The two-month delay in the Senate approval of NATO expansion has served America well, giving its leaders more time to reflect on a decision as important in terms of war and peace as the one taken a century ago, in a similar moment of triumphal exuberance. That was the fateful decision to annex the Philippines, which put America on a collision course with the empire of Japan.

The second issue that will define the GOP is how it responds to Clinton’s demand for $18 billion more in new foreign aid for future bailouts by the International Monetary Fund. On this, the conservative movement is united in opposition, while the corporate elite is demanding early approval. Indeed, more billions for the IMF, to protect overseas investors, is a litmus test for the business roundtable.

But today’s IMF is a standing insult to the conservative philosophy. It intrudes in the internal affairs of nations, puts American tax dollars at risk to bail out private investments, and imposes economic policies, such as tax hikes and currency devaluation, that most conservatives believe are ruinous for a nation.

By 40-9, a House Banking Committee voted for the Clinton bill, but now, Majority Leader Dick Armey has taken a stand against this corporate welfare. Hence, the final Republican vote will tell us

whether the congressional GOP has the courage of its convictions, or indeed any convictions at all, other than a sincere desire to avoid fights and a firm resolve to retain power, whatever the price.

The third issue is the matter of U.N. “back dues.” While the administration has charged Congress with making America the world’s biggest “deadbeat nation,” the U.S. side to this argument is not even being presented by the Department of State.

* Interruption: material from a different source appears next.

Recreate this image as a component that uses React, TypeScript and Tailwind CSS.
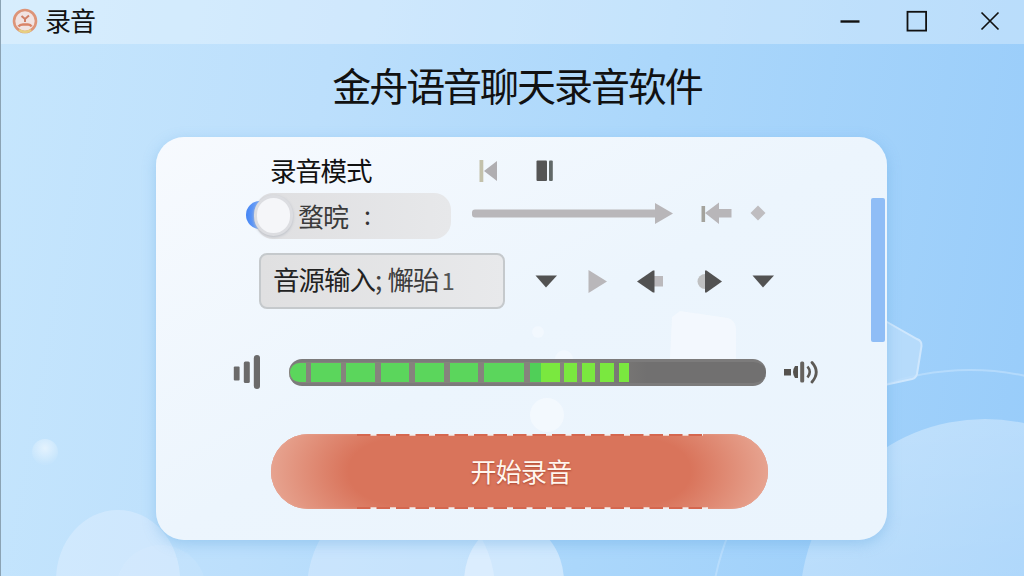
import { ReactNode } from "react";

interface IconProps {
  w: number;
  h: number;
  className?: string;
  children: ReactNode;
}

function Icon({ w, h, className, children }: IconProps) {
  return (
    <svg width={w} height={h} viewBox={`0 0 ${w} ${h}`} className={className ?? ""}>
      {children}
    </svg>
  );
}

// Level meter blocks: gap before the block, width, colour
const segments = [
  { gap: 1, width: 16, color: "bg-[#5bd65c] rounded-l-[10px]" },
  { gap: 5, width: 30, color: "bg-[#5bd65c]" },
  { gap: 5, width: 29, color: "bg-[#5bd65c]" },
  { gap: 6, width: 28, color: "bg-[#5bd65c]" },
  { gap: 6, width: 29, color: "bg-[#5bd65c]" },
  { gap: 6, width: 28, color: "bg-[#5bd65c]" },
  { gap: 6, width: 40, color: "bg-[#5bd65c]" },
  { gap: 6, width: 11, color: "bg-[#50cf58]" },
  { gap: 0, width: 19, color: "bg-[#7ae83f]" },
  { gap: 4, width: 13, color: "bg-[#7ae83f]" },
  { gap: 5, width: 13, color: "bg-[#7ae83f]" },
  { gap: 5, width: 14, color: "bg-[#7ae83f]" },
  { gap: 5, width: 10, color: "bg-[#7ae83f]" },
];

function Backdrop() {
  return (
    <svg className="absolute inset-0" width="1024" height="576" viewBox="0 0 1024 576">
      <defs>
        <linearGradient id="bubble" x1="0" y1="0" x2="0.3" y2="1">
          <stop offset="0" stopColor="#fff" stopOpacity="0.36" />
          <stop offset="1" stopColor="#fff" stopOpacity="0.12" />
        </linearGradient>
        <radialGradient id="ball" cx="0.5" cy="0.35" r="0.6">
          <stop offset="0" stopColor="#fff" stopOpacity="0.55" />
          <stop offset="1" stopColor="#fff" stopOpacity="0.05" />
        </radialGradient>
      </defs>
      <ellipse cx="117" cy="580" rx="62" ry="70" fill="#e4f1ff" opacity="0.42" />
      <circle cx="160" cy="590" r="45" fill="#fff" opacity="0.08" />
      <circle cx="44" cy="452" r="13" fill="url(#ball)" />
      <ellipse cx="400" cy="590" rx="94" ry="100" fill="#e4f1ff" opacity="0.4" />
      <ellipse cx="513" cy="582" rx="50" ry="60" fill="#f2f8ff" opacity="0.5" />
      <circle cx="969" cy="630" r="260" fill="none" stroke="#c4e2fd" strokeWidth="2" opacity="0.6" />
      <circle cx="984" cy="604" r="185" fill="url(#bubble)" />
      <path d="M879 318 L916 339 Q921 341 920.500 346 L916 374 Q915 378 911 379 L879 386 Z" fill="#bcddfb" fillOpacity="0.8" stroke="#cfe7fd" strokeWidth="2" />
    </svg>
  );
}

function TitleBar() {
  return (
    <header className="relative flex h-[44px] items-center bg-white/30 pl-[11px]">
      <Icon w={26} h={26} className="-mt-0.5">
        <circle cx="13" cy="13" r="11" fill="#f1e3e2" stroke="#dd9478" strokeWidth="2.600" />
        <path d="M7 22 A11 11 0 0 0 19 22" fill="none" stroke="#e6cf80" strokeWidth="2.600" />
        <path d="M9.500 8 L13 11 L17 7.500 M13 10.500 V14" fill="none" stroke="#d07f66" strokeWidth="2" />
        <path d="M6.500 18.500 Q8 16.500 11 16.500 H16 Q18.500 16.500 19.500 18.500" fill="none" stroke="#d98468" strokeWidth="2.600" />
      </Icon>
      <span className="-mt-[5px] ml-[7px] text-[26px] leading-none tracking-[-1px]">录音</span>
      <div className="ml-auto flex items-center pr-[24px] pb-[3px]">
        <Icon w={20} h={22}>
          <path d="M0.500 11.500 H19.500" stroke="#111" strokeWidth="2.400" />
        </Icon>
        <Icon w={22} h={22} className="ml-[46px]">
          <rect x="1.500" y="1.800" width="18.600" height="18.800" fill="none" stroke="#111" strokeWidth="1.800" />
        </Icon>
        <Icon w={20} h={22} className="ml-[52px]">
          <path d="M1.500 2.500 L18.500 19.500 M18.500 2.500 L1.500 19.500" stroke="#111" strokeWidth="1.700" />
        </Icon>
      </div>
    </header>
  );
}

function ModeRow() {
  return (
    <div className="flex h-[56px] items-center pt-[10px] pl-[114px]">
      <span className="w-[208px] text-[26.500px] leading-none tracking-[-1.200px]">录音模式</span>
      <Icon w={20} h={24}>
        <rect x="1.500" y="2" width="3.800" height="22" fill="#c3c1ab" />
        <path d="M6 13 L19 3 V23 Z" fill="#b0aeb1" />
      </Icon>
      <Icon w={18} h={24} className="ml-[38px]">
        <rect x="0.500" y="2.500" width="10.500" height="20.500" rx="1" fill="#555" />
        <rect x="13" y="2.500" width="3.800" height="20.500" rx="1" fill="#626968" />
      </Icon>
    </div>
  );
}

function SwitchRow() {
  return (
    <div className="flex h-[46px] items-center pl-[100px]">
      <div className="relative flex h-[46px] w-[195px] items-center rounded-[17px] bg-gradient-to-r from-[#dfdfe1] to-[#e7e8ea] pl-[42px]">
        <span className="absolute top-[8px] left-[-10px] h-[28px] w-[22px] rounded-l-full bg-gradient-to-r from-[#4585f4] to-[#8db8fb]" />
        <span className="absolute top-[2px] left-[-2px] h-[41px] w-[39px] rounded-full border-[3px] border-[#dcdde1] bg-[#f5f6f9] shadow-[0_1px_3px_#b9bdc5]" />
        <span className="-mt-px text-[26px] leading-none tracking-[-1px] text-[#3b3b3b]">蝥晥</span>
        <span className="-mt-1 ml-[16px] text-[25px] leading-none text-[#333]">:</span>
      </div>
      <Icon w={202} h={24} className="-mt-[6px] ml-[20px]">
        <rect x="1" y="8.500" width="186" height="8" rx="3" fill="#b9b7ba" />
        <path d="M184 2 L202 12.500 L184 23 Z" fill="#b8b6b9" />
      </Icon>
      <Icon w={32} h={24} className="-mt-[6px] ml-[28px]">
        <rect x="0.500" y="5" width="3.600" height="16" fill="#a4a39d" />
        <path d="M4 12 L18 1.500 V8 H30.500 V16.500 H18 V23 Z" fill="#b8b6b9" />
      </Icon>
      <Icon w={16} h={16} className="-mt-[6px] ml-[17px]">
        <path d="M8 0.500 L15.500 8 L8 15.500 L0.500 8 Z" fill="#bfbdc0" />
      </Icon>
    </div>
  );
}

function SourceRow() {
  return (
    <div className="mt-[14px] flex h-[56px] items-center pl-[103px]">
      <button className="flex h-[56px] w-[246px] items-center rounded-[8px] border-2 border-[#c5c9cc] bg-gradient-to-r from-[#e0e0e1] to-[#e8e9eb] pb-[3px] pl-[12px] text-[26.500px] leading-none tracking-[-1px] text-[#222]">
        <span>音源输入</span>
        <span className="text-[#444]">;</span>
        <span className="ml-[6px] text-[#3b3b3b]">懈骀</span>
        <span className="ml-[3px] text-[24px] text-[#555]">1</span>
      </button>
      <Icon w={22} h={24} className="ml-[30px]">
        <path d="M0.500 6.500 H22 L11 18.500 Z" fill="#525252" />
      </Icon>
      <Icon w={20} h={24} className="ml-[31px]">
        <path d="M0.500 1 L19 12.500 L0.500 24 Z" fill="#b9b7ba" />
      </Icon>
      <Icon w={28} h={24} className="ml-[28px]">
        <rect x="15" y="7" width="12" height="10.500" fill="#bbb9bc" />
        <path d="M1 12.500 L17 1.500 H18.500 V23.500 H17 Z" fill="#525252" />
      </Icon>
      <Icon w={26} h={24} className="ml-[33px]">
        <circle cx="8" cy="12.500" r="7.500" fill="#bfc0c1" />
        <path d="M8 1.500 H9.500 L25 12.500 L9.500 23.500 H8 Z" fill="#525252" />
      </Icon>
      <Icon w={22} h={24} className="ml-[29px]">
        <path d="M0.500 6.500 H22 L11 18.500 Z" fill="#525252" />
      </Icon>
    </div>
  );
}

function LevelRow() {
  return (
    <div className="mt-[45px] flex h-[36px] items-center pl-[77px]">
      <Icon w={28} h={36}>
        <rect x="0.800" y="12.500" width="5.800" height="14" rx="1" fill="#6b6a6a" />
        <rect x="10.800" y="7.500" width="6" height="21.500" rx="1.500" fill="#6b6a6a" />
        <rect x="20.800" y="1" width="6.200" height="34" rx="3" fill="#6b6a6a" />
      </Icon>
      <div className="ml-[28px] flex h-[27px] w-[477px] items-center rounded-[13px] border-y-[3px] border-[#7c7b7b] bg-gradient-to-r from-[#86837d] from-60% to-[#717070] to-75%">
        {segments.map((s, i) => (
          <div key={i} className={`h-[19px] shrink-0 ${s.color}`} style={{ marginLeft: s.gap, width: s.width }} />
        ))}
      </div>
      <Icon w={36} h={26} className="ml-[18px]">
        <rect x="0" y="10" width="7" height="6.500" fill="#55524e" />
        <path d="M14 7 V19 H11 Q9 16 9 13 Q9 10 11 7 Z" fill="#55524e" />
        <rect x="16.200" y="2.500" width="4" height="21" rx="1.500" fill="#66635f" />
        <path d="M23.500 7.500 Q28 13 23.500 18.500" fill="none" stroke="#5d5a56" strokeWidth="2.600" />
        <path d="M28 3.500 Q36.500 13 28 23" fill="none" stroke="#5d5a56" strokeWidth="2.800" strokeLinecap="round" />
      </Icon>
    </div>
  );
}

function RecordButton() {
  return (
    <button className="relative mt-[44px] ml-[115px] flex h-[75px] w-[497px] items-center justify-center overflow-hidden rounded-full bg-[#d9745b] text-[26px] leading-none tracking-[-0.800px] text-[#fff6ee] shadow-[inset_0_0_2px_#e9a08c]">
      <span className="absolute inset-y-0 left-0 w-[125px] bg-[radial-gradient(ellipse_125px_85px_at_100%_50%,transparent_38%,rgba(232,168,149,0.9)_100%)]" />
      <span className="absolute inset-y-0 right-0 w-[125px] bg-[radial-gradient(ellipse_125px_85px_at_0%_50%,transparent_38%,rgba(232,168,149,0.9)_100%)]" />
      <svg className="absolute inset-0" width="497" height="75" viewBox="0 0 497 75">
        <path d="M86 1 H432 M86 74 H435" stroke="#d5674f" strokeWidth="2" />
        <path d="M99.500 0.700 H432 M99.500 74.200 H437" stroke="#f3efee" strokeWidth="2" strokeDasharray="6 13.500" />
      </svg>
      <span className="relative ml-[3px] -mt-0.5 [text-shadow:0_1px_2px_#a9452f]">开始录音</span>
    </button>
  );
}

export default function App() {
  return (
    <div className="relative flex h-[576px] w-[1024px] flex-col overflow-hidden border-l border-[#8ba3b4] bg-[linear-gradient(100deg,#c6e6fd_0%,#bcdffc_30%,#abd7fb_60%,#98ccfa_100%)] font-['Noto_Sans_CJK_SC',sans-serif] text-[#111]">
      <Backdrop />
      <TitleBar />
      <h1 className="relative mt-[19px] -ml-px h-[42px] text-center text-[39px] leading-[42px] font-normal tracking-[-2.050px] pl-[10px]">
        金舟语音聊天录音软件
      </h1>
      <main className="relative mt-[32px] ml-[155px] h-[403px] w-[731px] rounded-[28px] bg-gradient-to-br from-[#f7fafe] via-[#ecf5fd] to-[#eaf4fd] shadow-[0_4px_14px_rgba(90,160,220,0.35)]">
        <svg className="absolute inset-0" width="731" height="403" viewBox="0 0 731 403">
          <path d="M524 174 L572 181 Q580 184 580 192 V222 L514 222 L516 180 Z" fill="#f6fafe" opacity="0.7" />
          <circle cx="391" cy="278" r="17" fill="#f8fbff" opacity="0.6" />
          <circle cx="382" cy="195" r="6" fill="#f8fbff" opacity="0.5" />
          <circle cx="408" cy="222" r="9" fill="#f8fbff" opacity="0.5" />
        </svg>
        <div className="relative flex flex-col">
          <ModeRow />
          <SwitchRow />
          <SourceRow />
          <LevelRow />
          <RecordButton />
        </div>
        <span className="absolute top-[61px] right-[2px] h-[144px] w-[14px] rounded-[2px] bg-[#8fbdf6]" />
      </main>
    </div>
  );
}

Invariably, it is U.S. armed forces that are called on to play indispensable roles in peacekeeping operations ordered by the U.N. Security Council. But almost never is the United States credited with the enormous costs incurred in undertaking these assignments, costs estimated at near $10 billion. Instead, we are informed that the United States must continue to pay up to a third of all peacekeeping operations and a fourth of the entire U.N. budget, while Third World regimes see their annual U.N. dues reduced to less than it costs an American family to send a kid away to a state college for one year.

A fourth issue that will define the party as we approach the millennium is the $506 billion cigarette tax, the decade’s largest transfer of wealth and power from citizens to government. That a Republican Senate Commerce Committee would give this tax hike a 19-1 favorable vote is a measure of how Clintonized the party has become. The spirit of Dick Morris now animates all of Washington.

For Republicans to violate their “no new taxes” pledge, simply because Clinton managed to structure this tax hike and power grab as a choice between the “tobacco industry” and “our children,” would be tantamount to the party’s admission of terminal incompetence in the public policy debate.

It is by the choices we make that we define who we are. And by the choices Congress makes in the weeks remaining in this session, the Republican Party will define who it is, what it believes and whose ideas, ideals and interests it wishes to represent.

It is no secret that the nation is alienated from politics and that the Republican Party base is alienated from a Congress in which it once invested perhaps too much hope. But if the congressional party puts politics above principles this spring and summer, an exasperated nation may just show that it prefers principled people to Republicans this fall.